I am trying to use zlib inside a transform stream which compresses multiple streams with separate zlib instances. like given below
type TSplitStreamContext = {
redisTempKey: string,
csvObjectStringifier?: ReturnType<typeof createObjectCsvStringifier>,
zipper?: Gzip,
downStream?: Stream[]
};
const tagsStreamContext = new Map<string, TSplitStreamContext>();
const zipStream = new Transform({
objectMode: true,
transform(tagWiseCSVChunks: Record<string, string>, encoding, callback) {
const tagIdVSChunkRecords = Object.entries(tagWiseCSVChunks);
let upstreamPressure = 0;
let downstreamBackPressure = 0;
for (const [tagId, csvChunk] of tagIdVSChunkRecords) {
const existingContext = tagsStreamContext.get(tagId) ?? {} as TSplitStreamContext;
if (existingContext.zipper == null || existingContext.zipper === undefined) {
existingContext.zipper = createGzip();
existingContext.zipper.on('data', (chunk: Buffer) => {
if (this.push({ [tagId]: chunk }) === false) {
downstreamBackPressure++;
existingContext.zipper!.pause();
this.once('drain', () => {
downstreamBackPressure--;
if (downstreamBackPressure === 0) {
existingContext.zipper!.resume();
}
});
}
});
tagsStreamContext.set(tagId, existingContext);
}
if (existingContext.zipper.write(csvChunk) === false) {
upstreamPressure++;
existingContext.zipper.once('drain', () => {
upstreamPressure--;
if (upstreamPressure === 0) {
callback();//This controls upstream flow
}
});
}
}
if (upstreamPressure === 0) {
callback();//This controls upstream flow
}
},
final(callback) {
const promiseHandles = [];
for (const [tagId, context] of tagsStreamContext) {
if (context.zipper !== null && context.zipper !== undefined) {
promiseHandles.push(new Promise<void>((resolve, reject) => {
context.zipper!.once('end', resolve);
context.zipper!.once('error', reject);
context.zipper!.end();
}));
}
}
Promise.all(promiseHandles)
.then(() => { callback(); console.log('All zippers ended.'); })
.catch(err => callback(err));
}
});I invoke this code with more stream which pass data to this transform stream like file reader, csv parser etc and downstream i have filewriter, Everything this only produces half of the data from the actual file and half is not written.
How often does it reproduce?
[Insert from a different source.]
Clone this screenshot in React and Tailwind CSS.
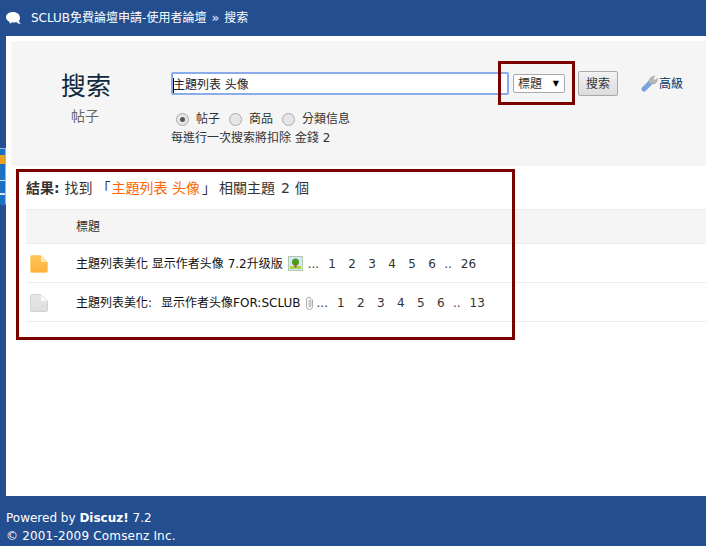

Is there a required condition?
This happens every time.
What is the expected behavior? Why is that the expected behavior?
It should normally compress all of the file data and just act like a normal pipe operation.
What do you see instead?
It only transforms half of the file.
Important part is it works for small files <100MB but fails for any bigger files.. i assume this is something to do with its internal buffers i guess (speculation)
rename the attached code file from ts to mts for some reason github is not allowing mts extension
Additional information
The Entire code:
import { appendFileSync, createReadStream, createWriteStream, mkdirSync } from 'node:fs';
import Stream, { PassThrough, Transform } from 'node:stream';
import { pipeline } from 'node:stream/promises';
import { createGzip, Gzip } from 'node:zlib';
import csvParser from 'csv-parser';
import redis from 'redis';
import { randomInt } from 'node:crypto';
import { createObjectCsvStringifier } from 'csv-writer';
async function streamTodo(csvFilePath: string, expiryTimeInMilliseconds: number, redisClient: redis.RedisClientType, redisTempKeyPartA = `temp-stream-${randomInt(1e6)}-`, redisTempStreamingTimeout = 10000): Promise<void> {
type TTagStreamObject = { timestamp: number, value: number, status: number, tag: string };
type TSplitStreamContext = {
redisTempKey: string,
csvObjectStringifier?: ReturnType<typeof createObjectCsvStringifier>,
zipper?: Gzip,
downStream?: Stream[]
};
const tagsStreamContext = new Map<string, TSplitStreamContext>();
const rowAccumulatorMap = new WeakMap<Transform, Array<Record<string, string>>>();
const inputFileStream = createReadStream(csvFilePath, { encoding: 'utf8' });
const csvStream = csvParser();
const rowAccumulator = new Transform({
objectMode: true,
highWaterMark: 100, // Adjust this value as needed for batch size.(sweet spot between memory and speed)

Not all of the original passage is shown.